John Ferling’s upcoming book about baseball in the 1940s and 50s; anything by Jennifer L. Scott.
Tell us about your newest release/upcoming release.
I am so excited about my upcoming novel, East of the Sun! The Lord just “gave” this story to me, and I ran with the inspiration. It’s book one in my new Heirs of Freedom Series with Elk Lake Publishing, a winsome, uplifting story about a Korean War MASH nurse and a wounded North Korean officer who doesn’t seem to be who his paperwork says he is. This novel is about the way God blesses families generationally, about love in a way we seldom see modeled, about hope between a rock and a hard place.
Is there anything else you’d like to share?
I have written extensively and done podcasts on American revivals, and I was recently interviewed for a documentary on that subject. I don’t have a release date yet for the program. We are living out God’s ongoing plan for human history, and I’m rejoicing to be sharing it with so many wonderful people. I sometimes wonder what C.S. Lewis would have to say about this era?
My motto is “Encouraging History.”
Every year during Easton, Pennsylvania’s Heritage Days, my husband and I portray my ancestor, Colonel Peter Kichline (star of the Easton Series) and his wife Catherine during the Parade of Patriots. Easton was one of the first three places where the Declaration of Independence was read publicly.

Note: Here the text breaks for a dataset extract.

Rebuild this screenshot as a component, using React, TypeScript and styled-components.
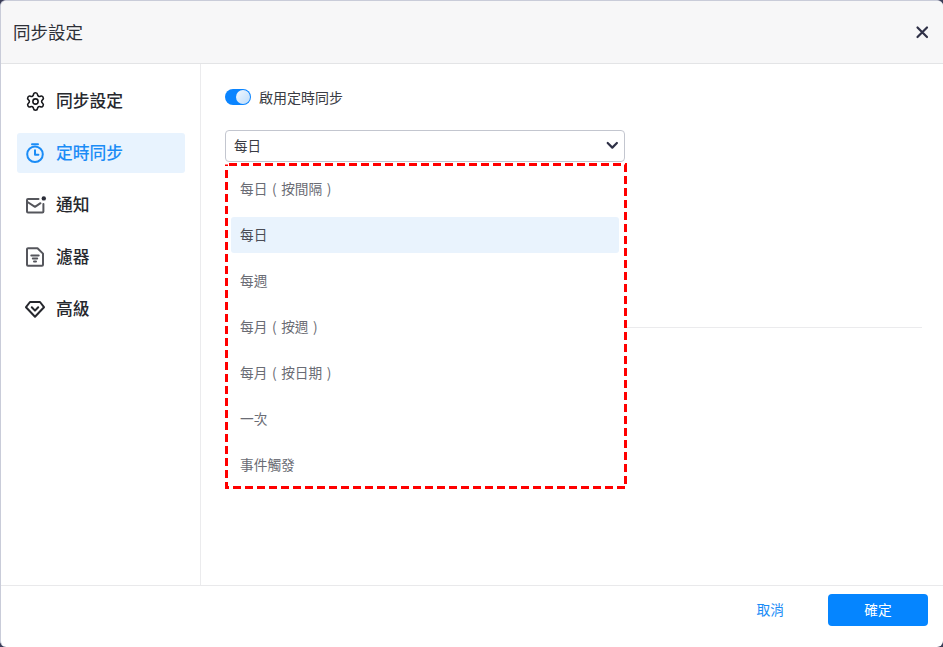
import React from "react";
import styled, { createGlobalStyle } from "styled-components";
import { Settings } from "lucide-react";

const Global = createGlobalStyle`
  html, body { margin: 0; padding: 0; height: 100%; background: #3a3d58; }
  #root { height: 100%; }
  * { box-sizing: border-box; }
  body { font-family: "Noto Sans CJK TC", "Noto Sans", sans-serif; overflow: hidden; }
`;

const Dialog = styled.div`
  width: 943px;
  height: 647px;
  background: #fff;
  border-radius: 6px;
  border-top: 1px solid #c9ccd9;
  border-left: 1px solid #c9ccd9;
  display: flex;
  flex-direction: column;
  overflow: hidden;
`;

const Header = styled.header`
  height: 63px;
  flex: none;
  background: #f7f7f8;
  border-bottom: 1px solid #e3e4e6;
  display: flex;
  align-items: center;
  justify-content: space-between;
  padding: 0 13px 0 12px;
`;

const Title = styled.h1`
  margin: 0;
  font-size: 17.5px;
  font-weight: 400;
  line-height: 24px;
  color: #2e3038;
`;

const CloseButton = styled.button`
  width: 16px;
  height: 16px;
  padding: 0;
  border: 0;
  background: none;
  color: #2f3147;
  display: flex;
`;

const Body = styled.div`
  flex: 1;
  display: flex;
  min-height: 0;
`;

const Sidebar = styled.nav`
  width: 200px;
  flex: none;
  border-right: 1px solid #ebebed;
  padding: 17px 15px 0 16px;
  display: flex;
  flex-direction: column;
  gap: 12px;
`;

const NavItem = styled.div<{ $active?: boolean }>`
  height: 40px;
  border-radius: 3px;
  padding-left: 9px;
  display: flex;
  align-items: center;
  gap: 12px;
  font-size: 16.8px;
  font-weight: 500;
  background: ${(p) => (p.$active ? "#e8f3fe" : "transparent")};
  color: ${(p) => (p.$active ? "#1b8cf6" : "#26282e")};
`;

const NavIconSlot = styled.span`
  width: 18px;
  height: 20px;
  flex: none;
  display: flex;
  align-items: center;
  justify-content: center;
  svg {
    flex: none;
    overflow: visible;
  }
`;

const NavLabel = styled.span`
  padding-bottom: 2px;
`;

const Content = styled.main`
  flex: 1;
  position: relative;
  padding: 25px 21px 0 24px;
`;

const ToggleRow = styled.div`
  display: flex;
  align-items: center;
  gap: 8px;
  height: 16px;
  font-size: 14px;
  color: #3a3c44;
`;

const Toggle = styled.span`
  width: 26px;
  height: 16px;
  border-radius: 8px;
  background: #0a84ff;
  position: relative;
  &::after {
    content: "";
    position: absolute;
    right: 1px;
    top: 1px;
    width: 14px;
    height: 14px;
    border-radius: 50%;
    background: linear-gradient(135deg, #f2f8ff, #bcdcfb);
  }
`;

const Select = styled.div`
  width: 400px;
  height: 32px;
  margin-top: 25px;
  border: 1px solid #c3c6cf;
  border-radius: 4px;
  padding: 0 5px 2px 8px;
  display: flex;
  align-items: center;
  justify-content: space-between;
  font-size: 13.5px;
  color: #3a3c44;
`;

const Divider = styled.hr`
  margin: 165px 0 0;
  border: 0;
  border-top: 1px solid #ebebed;
`;

const Menu = styled.ul`
  position: absolute;
  left: 24px;
  top: 100px;
  width: 400px;
  height: 325px;
  margin: 0;
  padding: 7px 6px 0;
  list-style: none;
  background: #fff;
  display: flex;
  flex-direction: column;
  gap: 10px;
`;

const MenuItem = styled.li<{ $selected?: boolean }>`
  height: 36px;
  flex: none;
  border-radius: 3px;
  padding: 0 0 2px 9px;
  display: flex;
  align-items: center;
  font-size: 13.7px;
  word-spacing: 1.5px;
  white-space: pre;
  color: ${(p) => (p.$selected ? "#4a4c55" : "#6a6c74")};
  background: ${(p) => (p.$selected ? "#e9f3fd" : "transparent")};
`;

const Annotation = styled.svg`
  position: absolute;
  left: 24px;
  top: 99px;
  width: 402px;
  height: 326px;
  pointer-events: none;
`;

const Footer = styled.footer`
  height: 62px;
  flex: none;
  border-top: 1px solid #e9e9eb;
  display: flex;
  align-items: center;
  justify-content: flex-end;
  padding: 0 15px 14px 0;
  gap: 44px;
`;

const TextButton = styled.button`
  border: 0;
  background: none;
  padding: 0 0 2px;
  font: inherit;
  font-size: 13.7px;
  color: #1b8cf6;
`;

const PrimaryButton = styled.button`
  width: 100px;
  height: 32px;
  border: 0;
  border-radius: 4px;
  padding: 0 0 2px;
  background: #0585ff;
  color: #fff;
  font: inherit;
  font-size: 13.7px;
`;

const TimerIcon = () => (
  <svg width="18" height="20" viewBox="0 0 18 20" fill="none" stroke="currentColor" strokeWidth="2" strokeLinecap="round" strokeLinejoin="round">
    <circle cx="9" cy="11.3" r="7.8" />
    <path d="M6 1.2h6M9 7.2v4.6h3.4" />
  </svg>
);

const MailIcon = () => (
  <svg width="20" height="18" viewBox="0 0 20 18" fill="none" style={{ transform: "translateX(1px)" }}>
    <path
      d="M12.5 3H2a1 1 0 0 0-1 1v11.4a1 1 0 0 0 1 1h14.4a1 1 0 0 0 1-1V8M1.5 6 9 10.8l5.5-3.6"
      stroke="#55565c"
      strokeWidth="2"
      strokeLinecap="round"
      strokeLinejoin="round"
    />
    <circle cx="17.8" cy="2.4" r="2.2" fill="#2b2d38" />
  </svg>
);

const FilterFileIcon = () => (
  <svg width="18" height="20" viewBox="0 0 18 20" fill="none" stroke="#55565c" strokeWidth="2" strokeLinecap="round" strokeLinejoin="round">
    <path d="M2 1.2h9.5L17 6.6V17.8a1 1 0 0 1-1 1H2a1 1 0 0 1-1-1V2.2a1 1 0 0 1 1-1z" />
    <path d="M5.3 8.5h7.4M6.8 11.5h4.4M8 14.5h2" />
  </svg>
);

const DiamondIcon = () => (
  <svg width="20" height="17" viewBox="0 0 20 17" fill="none" stroke="#26282e" strokeWidth="2" strokeLinecap="round" strokeLinejoin="round">
    <path d="M5 1h10l4 5.2L10 15.8 1 6.2z" />
    <path d="M6.8 6.2 10 9.6l3.2-3.4" />
  </svg>
);

const ChevronIcon = () => (
  <svg width="16" height="16" viewBox="0 0 16 16" fill="none" stroke="#2f3147" strokeWidth="2.2" strokeLinecap="round" strokeLinejoin="round">
    <path d="M4.7 6 9.3 10.6l4.6-4.6" />
  </svg>
);

const CloseIcon = () => (
  <svg width="16" height="16" viewBox="0 0 16 16" fill="none" stroke="currentColor" strokeWidth="2.2" strokeLinecap="round">
    <path d="M3.5 3.5l9.5 9.5M13 3.5 3.5 13" />
  </svg>
);

const navItems = [
  { label: "同步設定", icon: <Settings size={21} strokeWidth={1.8} color="#17181c" /> },
  { label: "定時同步", icon: <TimerIcon />, active: true },
  { label: "通知", icon: <MailIcon /> },
  { label: "濾器", icon: <FilterFileIcon /> },
  { label: "高級", icon: <DiamondIcon /> },
];

const menuItems = ["每日 ( 按間隔 )", "每日", "每週", "每月 ( 按週 )", "每月 ( 按日期 )", "一次", "事件觸發"];

export default function App() {
  return (
    <>
      <Global />
      <Dialog>
        <Header>
          <Title>同步設定</Title>
          <CloseButton aria-label="關閉">
            <CloseIcon />
          </CloseButton>
        </Header>
        <Body>
          <Sidebar>
            {navItems.map((item) => (
              <NavItem key={item.label} $active={item.active}>
                <NavIconSlot>{item.icon}</NavIconSlot>
                <NavLabel>{item.label}</NavLabel>
              </NavItem>
            ))}
          </Sidebar>
          <Content>
            <ToggleRow>
              <Toggle />
              <span>啟用定時同步</span>
            </ToggleRow>
            <Select>
              <span>每日</span>
              <ChevronIcon />
            </Select>
            <Divider />
            <Menu>
              {menuItems.map((item) => (
                <MenuItem key={item} $selected={item === "每日"}>
                  {item}
                </MenuItem>
              ))}
            </Menu>
            <Annotation viewBox="0 0 402 326">
              <rect x="1.5" y="1.5" width="399" height="323" fill="none" stroke="#f00" strokeWidth="3" strokeDasharray="8 4" strokeDashoffset="-2.5" />
            </Annotation>
          </Content>
        </Body>
        <Footer>
          <TextButton>取消</TextButton>
          <PrimaryButton>確定</PrimaryButton>
        </Footer>
      </Dialog>
    </>
  );
}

REBECCA PRICE JANNEY is a historian and multi-award-winning author of twenty-six books, including her beloved Easton Series, Sweet, Sweet Spirit: One Woman’s Spiritual Journey to the Asbury College Revival, and Morning Glory. She is currently writing East of the Sun, a novel about the Korean War, due for an early 2025 release.
She began writing professionally at the age of fourteen and by the following year was covering the Philadelphia Phillies. A lover of American history, she earned degrees in that subject from Lafayette College and Princeton Seminary, and a doctorate from Biblical Seminary. Rebecca is a popular speaker and appears regularly on radio shows and her podcast, “American Stories.” She resides with her husband, son, and Cavalier King Charles Spaniel in Pennsylvania’s Lehigh Valley where her ancestors have lived since the 1740s.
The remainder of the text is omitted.